Gradle projects often take advantage of third-party plugins. You’ll see plugins declared with the “id” syntax or applied with “apply plugin”. Let’s looked at both:

SELECT plugin, COUNT(plugin) AS count
FROM (
  SELECT REGEXP_EXTRACT(line, r'apply plugin: (?:\'|\")(.*)(?:\'|\")') AS plugin
  FROM (
    SELECT SPLIT(content, '\n') AS line
    FROM [github-groovy-files:github.gradle_build_contents]
  )
)
GROUP BY plugin
ORDER BY count DESC

Look at the big number of Android related plugins! Clearly, Android adopting Gradle as build solution gave a big boost to Gradle’s adoption!

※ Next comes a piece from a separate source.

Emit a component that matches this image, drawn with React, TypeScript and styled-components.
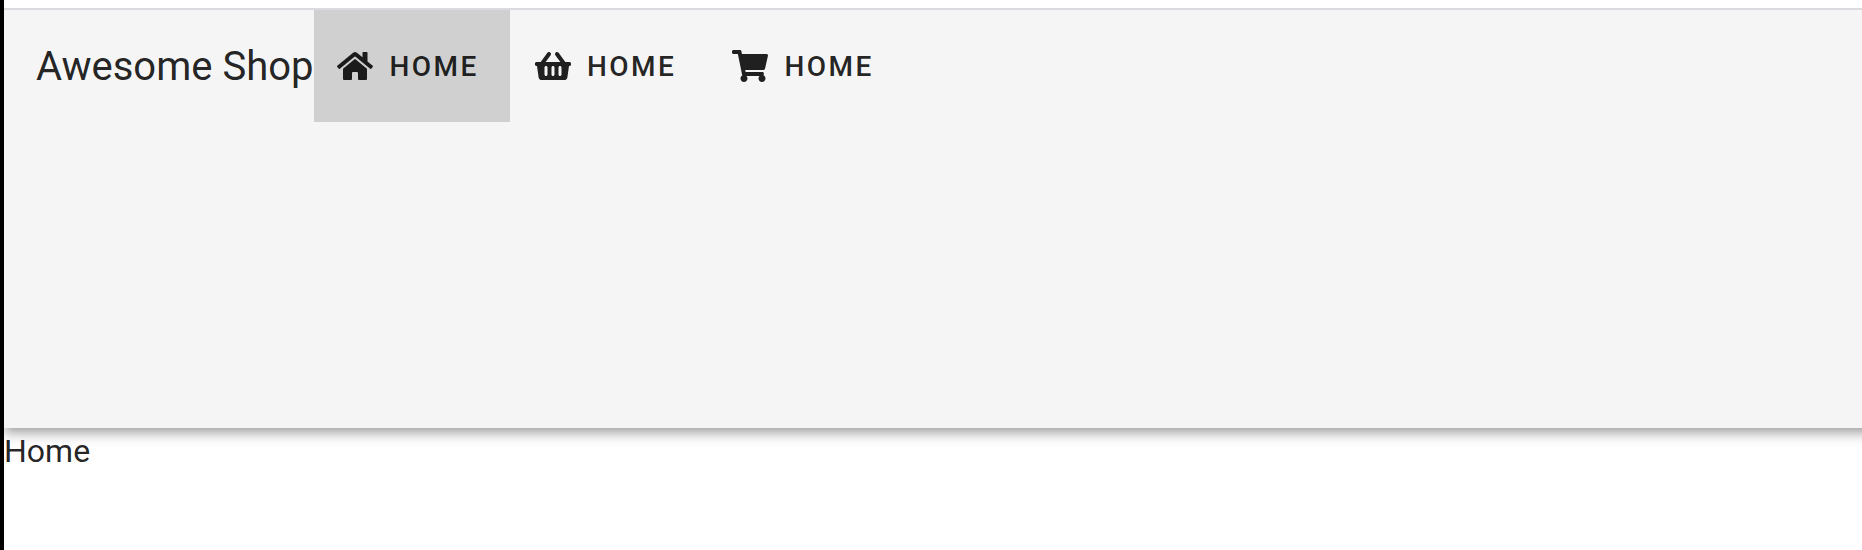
import React from 'react';
import styled, { createGlobalStyle } from 'styled-components';
import { FaHome, FaShoppingBasket, FaShoppingCart } from 'react-icons/fa';

const GlobalStyle = createGlobalStyle`
  * { box-sizing: border-box; }
  body {
    margin: 0;
    background: #fff;
    color: rgba(0, 0, 0, 0.87);
    font-family: Roboto, sans-serif;
    overflow: hidden;
    -webkit-font-smoothing: antialiased;
  }
`;

const Frame = styled.div`
  display: flex;
  flex-direction: column;
  height: 100vh;
  border-left: 4px solid #000;
  padding-top: 8px;
`;

const Viewport = styled.div`
  flex: 1;
  border-top: 2px solid #dadadf;
  overflow: hidden;
`;

const Toolbar = styled.header`
  height: 418px;
  margin-right: -32px;
  padding-left: 32px;
  background: #f5f5f5;
  box-shadow:
    0 4px 8px -2px rgba(0, 0, 0, 0.2),
    0 8px 10px 0 rgba(0, 0, 0, 0.14),
    0 2px 20px 0 rgba(0, 0, 0, 0.12);
`;

const ToolbarContent = styled.nav`
  display: flex;
  align-items: center;
  height: 112px;
`;

const Title = styled.div`
  padding-top: 2px;
  font-size: 40px;
  line-height: 60px;
  white-space: nowrap;
`;

const NavButton = styled.button<{ $active?: boolean }>`
  display: flex;
  align-items: center;
  flex: none;
  gap: 16px;
  height: 112px;
  padding: 0 31px 0 23px;
  border: solid transparent;
  border-width: 0 1px;
  background-color: ${({ $active }) => ($active ? '#d0d0d0' : 'transparent')};
  background-clip: padding-box;
  color: rgba(0, 0, 0, 0.87);
  font: 500 28px Roboto, sans-serif;
  letter-spacing: 0.0892857143em;
  text-transform: uppercase;

  svg {
    width: 36px;
    height: 32px;
  }
`;

const Content = styled.main`
  font-size: 32px;
  line-height: 46px;
`;

const links = [
  { id: 'home', label: 'Home', Icon: FaHome },
  { id: 'shop', label: 'Home', Icon: FaShoppingBasket },
  { id: 'cart', label: 'Home', Icon: FaShoppingCart },
];

export default function App() {
  return (
    <Frame>
      <GlobalStyle />
      <Viewport>
        <Toolbar>
          <ToolbarContent>
            <Title>Awesome Shop</Title>
            {links.map(({ id, label, Icon }) => (
              <NavButton key={id} $active={id === 'home'}>
                <Icon />
                <span>{label}</span>
              </NavButton>
            ))}
          </ToolbarContent>
        </Toolbar>
        <Content>Home</Content>
      </Viewport>
    </Frame>
  );
}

The plugins declared with “id” show another story though:

SELECT newplugin, COUNT(newplugin) AS count
FROM (
  SELECT REGEXP_EXTRACT(line, r'id (?:\'|\")(.*)(?:\'|\") version') AS newplugin
  FROM (
    SELECT SPLIT(content, '\n') AS line
    FROM [github-groovy-files:github.gradle_build_contents]
  )
)
GROUP BY newplugin
ORDER BY count DESC

Here, we see a big usage of the Bintray plugin and the shadow plugin.

Build dependencies

Now it’s time to look at dependencies. First, the “compile” dependencies:

SELECT dep, COUNT(dep) AS count
FROM (
  SELECT REGEXP_EXTRACT(line, r'compile(?: |\()(?:\'|\")(.*):') AS dep
  FROM (
    SELECT SPLIT(content, '\n') AS line
    FROM [github-groovy-files:github.gradle_build_contents]
  )
)
GROUP BY dep
ORDER BY count DESC

Again, there’s a big usage of Android related dependencies. We also notice Spring Boot, GSON, Guava, SLF4J, Retrofit, Jackson.

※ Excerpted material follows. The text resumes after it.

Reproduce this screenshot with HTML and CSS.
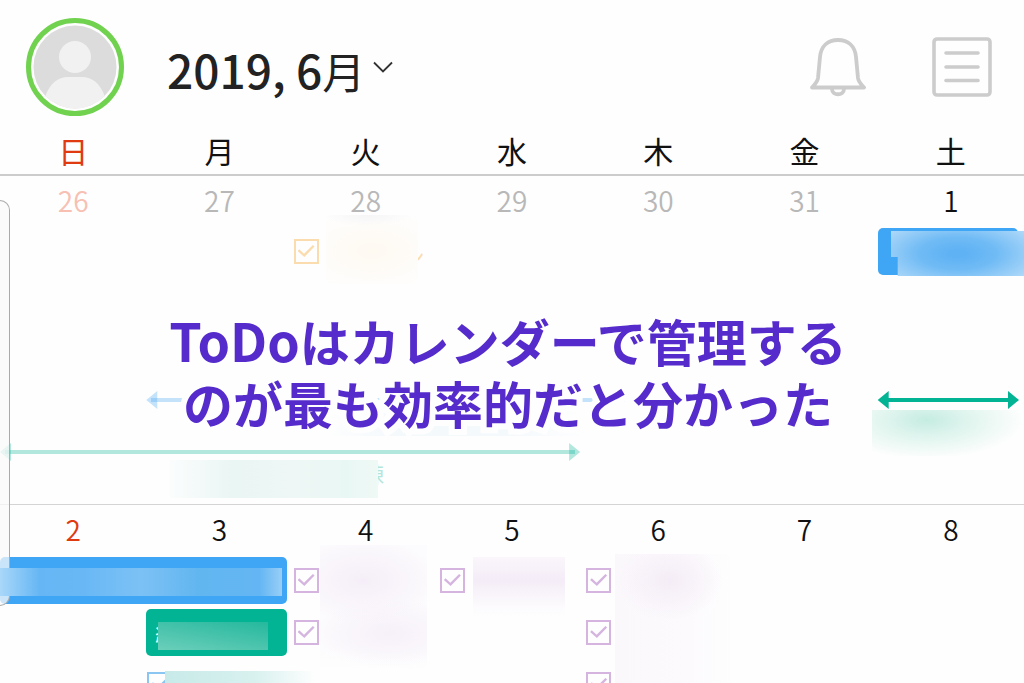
FILE: index.html
```
<!DOCTYPE html>
<html lang="ja">
  <head>
    <meta charset="utf-8">
    <title>2019, 6月</title>
    <link rel="stylesheet" href="styles.css">
  </head>
  <body>
    <header class="topbar">
      <button class="avatar" aria-label="プロフィール">
        <svg viewBox="0 0 84 84" width="84" height="84">
          <clipPath id="face"><circle cx="42" cy="42" r="41.500"/></clipPath>
          <g clip-path="url(#face)">
            <rect width="84" height="84" fill="#dcdcdc"/>
            <circle cx="42" cy="32" r="16" fill="#f1f1f1"/>
            <path d="M12 72C17 58 25 52 35 52H49C59 52 67 58 72 72V84H12Z" fill="#f1f1f1"/>
          </g>
        </svg>
      </button>
      <button class="month"><span>2019, 6<span class="kanji">月</span></span>
        <svg viewBox="0 0 20 12" width="20" height="12"><path d="M1 1.500L10 10.500L19 1.500" fill="none" stroke="#333" stroke-width="1.800"/></svg>
      </button>
      <div class="tools">
        <button aria-label="通知">
          <svg viewBox="0 0 56 60" width="56" height="60" fill="none" stroke="#ccc" stroke-width="3.800" stroke-linecap="round" stroke-linejoin="round">
            <path d="M2 50.500C5 47 7.500 45 8 41L10 20C11 9 18 3 28 3S45 9 46 20L48 41C48.500 45 51 47 54 50.500Z"/>
            <path d="M22 52C22 59 34 59 34 52"/>
          </svg>
        </button>
        <button aria-label="リスト">
          <svg viewBox="0 0 60 60" width="60" height="60" fill="none" stroke="#ccc" stroke-width="3.600" stroke-linecap="round">
            <rect x="2" y="2" width="56" height="56" rx="3"/>
            <path d="M14 16H46M14 30H46M14 43.500H46"/>
          </svg>
        </button>
      </div>
    </header>

    <main class="calendar">
      <table>
        <thead>
          <tr><th class="sun">日</th><th>月</th><th>火</th><th>水</th><th>木</th><th>金</th><th>土</th></tr>
        </thead>
        <tbody class="week">
          <tr class="dates">
            <td class="sun other">26</td><td class="other">27</td><td class="other">28</td><td class="other">29</td><td class="other">30</td><td class="other">31</td><td>1</td>
          </tr>
          <tr>
            <td></td><td></td>
            <td><label class="todo orange"><input type="checkbox" checked aria-label="ToDo"><span class="tail">ン</span><i class="mask mask-28"></i></label></td>
            <td></td><td></td><td></td>
            <td><div class="bar blue"><i class="mask mask-1"></i></div></td>
          </tr>
          <tr><td colspan="7"></td></tr>
          <tr><td colspan="7"></td></tr>
          <tr>
            <td></td>
            <td colspan="4"><div class="range sky"></div><i class="mask mask-sky"></i></td>
            <td></td>
            <td><div class="range green"></div><i class="mask mask-green"></i></td>
          </tr>
          <tr>
            <td colspan="4"><div class="range mint"></div><div class="range-name"><i class="mask-mint"></i><span>練</span></div></td>
            <td colspan="3"></td>
          </tr>
          <tr class="rest"><td colspan="7"></td></tr>
        </tbody>
        <tbody class="week">
          <tr class="dates">
            <td class="sun">2</td><td>3</td><td>4</td><td>5</td><td>6</td><td>7</td><td>8</td>
          </tr>
          <tr>
            <td colspan="2"><div class="bar blue"><i class="mask mask-2"></i></div></td>
            <td><label class="todo purple"><input type="checkbox" checked aria-label="ToDo"><i class="mask mask-4"></i></label></td>
            <td><label class="todo purple"><input type="checkbox" checked aria-label="ToDo"><i class="mask mask-5"></i></label></td>
            <td><label class="todo purple"><input type="checkbox" checked aria-label="ToDo"><i class="mask mask-6"></i></label></td>
            <td></td><td></td>
          </tr>
          <tr>
            <td></td>
            <td><div class="bar teal"><span>紹</span><i class="mask mask-3"></i></div></td>
            <td><label class="todo purple"><input type="checkbox" checked aria-label="ToDo"></label></td>
            <td></td>
            <td><label class="todo purple"><input type="checkbox" checked aria-label="ToDo"></label></td>
            <td></td><td></td>
          </tr>
          <tr>
            <td></td>
            <td><label class="todo lightblue"><input type="checkbox" checked aria-label="ToDo"><i class="mask mask-3b"></i></label></td>
            <td></td><td></td>
            <td><label class="todo purple"><input type="checkbox" checked aria-label="ToDo"></label></td>
            <td></td><td></td>
          </tr>
        </tbody>
      </table>
      <div class="drawer"></div>
      <h1 class="headline"><span class="latin">ToDo</span>はカレンダーで管理する<br>のが最も効率的だと分かった</h1>
    </main>
  </body>
</html>
```

FILE: styles.css
```
* {
  box-sizing: border-box;
}
html, body {
  height: 100%;
  margin: 0;
  overflow: hidden;
}
body {
  display: flex;
  flex-direction: column;
  background: #fefefe;
  color: #111;
  font-family: "Noto Sans CJK JP", sans-serif;
}
button {
  padding: 0;
  border: 0;
  background: none;
  color: inherit;
  font: inherit;
  cursor: pointer;
}
svg {
  display: block;
}

/* top bar */
.topbar {
  display: flex;
  flex: none;
  align-items: center;
  height: 128px;
  padding: 6px 32px 0 26px;
}
.avatar {
  display: flex;
  align-items: center;
  justify-content: center;
  width: 98px;
  height: 98px;
  border: 5px solid #70d24e;
  border-radius: 50%;
}
.month {
  display: flex;
  align-items: center;
  gap: 8px;
  margin-left: 43px;
  color: #222;
  font-size: 46px;
  font-weight: 500;
  line-height: 68px;
}
.month > span {
  padding-top: 4px;
}
.month .kanji {
  font-size: 43px;
  font-weight: 400;
}
.tools {
  display: flex;
  gap: 66px;
  margin-left: auto;
}

/* month grid */
.calendar {
  position: relative;
  flex: 1;
  min-height: 0;
  overflow: hidden;
}
table {
  width: 100%;
  table-layout: fixed;
  border-spacing: 0;
}
th, td {
  position: relative;
  padding: 0;
  vertical-align: top;
}
th {
  height: 48px;
  border-bottom: 2px solid #ccc;
  font-size: 30px;
  font-weight: 400;
  line-height: 44px;
}
.week td {
  height: 52px;
}
.week .dates td {
  height: 52px;
  font-size: 28px;
  font-weight: 350;
  line-height: 49px;
  text-align: center;
}
.week .rest td {
  height: 17px;
  border-bottom: 1px solid #d4d4d4;
}
.week .sun, .sun {
  color: #e03a10;
}
.week .other {
  color: #b8b8b8;
}
.week .sun.other {
  color: #f7c0b2;
}

.bar {
  display: flex;
  position: relative;
  height: 47px;
  margin-right: 6px;
  border-radius: 5px;
  color: #fff;
  font-size: 22px;
  line-height: 47px;
}
.bar.blue {
  background: #3fa6f5;
}
.bar.teal {
  padding-left: 9px;
  background: #02b494;
}

.todo {
  display: flex;
  position: relative;
  padding: 11px 0 0 1px;
}
.todo input {
  appearance: none;
  width: 25px;
  height: 25px;
  margin: 0;
  border: 2px solid;
}
.todo input::before {
  content: "";
  display: block;
  width: 17px;
  height: 12px;
  margin: 4px 2px;
  background: currentColor;
  clip-path: polygon(0 50%, 10% 36%, 38% 72%, 90% 0, 100% 12%, 40% 100%);
}
.orange, .orange input { color: #fbdcae; }
.purple, .purple input { color: #d5b5e0; }
.lightblue, .lightblue input { color: #8bc5f2; }
.tail {
  margin-left: 84px;
  font-size: 22px;
  line-height: 32px;
}

/* multi-day arrows */
.range {
  position: relative;
  height: 18px;
  margin: 7px 5px 0 0;
}
.range::before, .range::after {
  content: "";
  position: absolute;
  inset: 0;
}
.range::before {
  background: currentColor;
  clip-path: polygon(0 50%, 11px 0, 11px 100%, 0 50%, 100% 50%, calc(100% - 11px) 0, calc(100% - 11px) 100%, 100% 50%);
}
.range::after {
  inset: 7px 5px;
  background: currentColor;
}
.range.green { color: #02b494; }
.range.sky { color: rgba(63, 166, 245, .3); }
.range.mint { color: rgba(2, 180, 148, .3); }
.range-name {
  display: flex;
  height: 27px;
  color: #b5e5da;
  font-size: 21px;
  line-height: 24px;
}
.range-name span {
  margin-left: -15px;
}

/* smudges over private entries */
.mask {
  position: absolute;
  z-index: 2;
}
.mask-28 {
  top: -13px;
  left: 33px;
  width: 92px;
  height: 69px;
  background:
    radial-gradient(ellipse 50% 16% at 45% 0, #f5f5f7, transparent),
    radial-gradient(ellipse 85% 60% at 50% 52%, #fef9f1, #fefefe);
}
.mask-1 {
  top: 3px;
  left: 13px;
  right: -6px;
  height: 45px;
  background: radial-gradient(ellipse 65% 80%, #5fb2f4 10%, #70bbf5 45%, #b0d9f9);
  clip-path: polygon(0 0, 100% 0, 100% 100%, 7px 100%, 7px 26px, 0 26px);
}
.mask-sky {
  top: 26px;
  left: 30%;
  right: 25%;
  height: 26px;
  background: linear-gradient(90deg, #fefefe, #f4f9fc 30%, #f4f9fc 70%, #fefefe);
}
.mask-green {
  top: 26px;
  left: -6px;
  right: 0;
  height: 46px;
  background: radial-gradient(ellipse 64% 85% at 36% 22%, #c5ece1, #e1f5ef 45%, #fefefe);
}
.mask-mint {
  position: relative;
  z-index: 2;
  flex: none;
  width: 208px;
  height: 38px;
  margin: -1px 0 0 170px;
  background: linear-gradient(90deg, #fbfdfd, #eaf6f4 30%, #eef7f5 60%, #e9f7f4 85%, #eff9f6);
}
.mask-2 {
  top: 11px;
  left: 0;
  right: 5px;
  height: 28px;
  background: linear-gradient(90deg, #a9d7f9, #66b6f5 14%, #69b8f5 30%, #7cc1f5 50%, #62b6f0 70%, #63b6f3 92%, #98cef7);
}
.mask-3 {
  top: 13px;
  left: 12px;
  width: 110px;
  height: 28px;
  background: linear-gradient(10deg, #6bcfbb, #4cc4ad 45%, #24b99e);
}
.mask-3b {
  top: 10px;
  left: 19px;
  width: 150px;
  height: 40px;
  background: linear-gradient(90deg, #c7eae8, #d8f1ef 60%, #fefefe);
}
.mask-4 {
  top: -12px;
  left: 27px;
  width: 107px;
  height: 126px;
  background:
    radial-gradient(ellipse 70% 34% at 40% 28%, #f5eef8, transparent),
    radial-gradient(ellipse 70% 28% at 65% 70%, #f6f0f9, transparent),
    linear-gradient(#fcfbfd 80%, #fefefe);
}
.mask-5 {
  top: 0;
  left: 34px;
  width: 92px;
  height: 60px;
  background: linear-gradient(#faf6fb, #f4ecf7 40%, #fcfafd 80%, #fefefe);
}
.mask-6 {
  top: -3px;
  left: 30px;
  width: 120px;
  height: 132px;
  background:
    radial-gradient(ellipse 45% 30% at 45% 20%, #f4ecf6, transparent),
    linear-gradient(90deg, #fbf8fc, #fcfafd 60%, #fefefe);
}

.drawer {
  position: absolute;
  top: 72px;
  left: 0;
  z-index: 1;
  width: 10px;
  height: 406px;
  border: 1px solid #aaa;
  border-left: 0;
  border-radius: 0 10px 10px 0;
  background: rgba(250, 250, 250, .75);
}

.headline {
  position: absolute;
  top: 181px;
  left: 0;
  right: 8px;
  z-index: 3;
  margin: 0;
  color: #552bcb;
  font-size: 50px;
  font-weight: 700;
  line-height: 62px;
  text-align: center;
  -webkit-text-stroke: 12px #fefefe;
  paint-order: stroke fill;
}
.headline .latin {
  font-size: 52px;
}
```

For the test dependencies:

SELECT dep, COUNT(dep) AS count
FROM (
  SELECT REGEXP_EXTRACT(line, r'testCompile(?: |\()(?:\'|\")(.*):') AS dep
  FROM (
    SELECT SPLIT(content, '\n') AS line
    FROM [github-groovy-files:github.gradle_build_contents]
  )
)
GROUP BY dep
ORDER BY count DESC

No big surprise with JUnit coming first. But we have Spock, Mockito’s mocking library, AssertJ assertions, Hamcrest matchers.

Summary

And this wraps up our analysis of Gradle build files, thanks to Google BigQuery and the Github dataset. It’s interesting to see that Gradle has gained a very significant market share, coming pretty close to the Maven incumbent, and to see lots of Android projects are on Github with Gradle builds.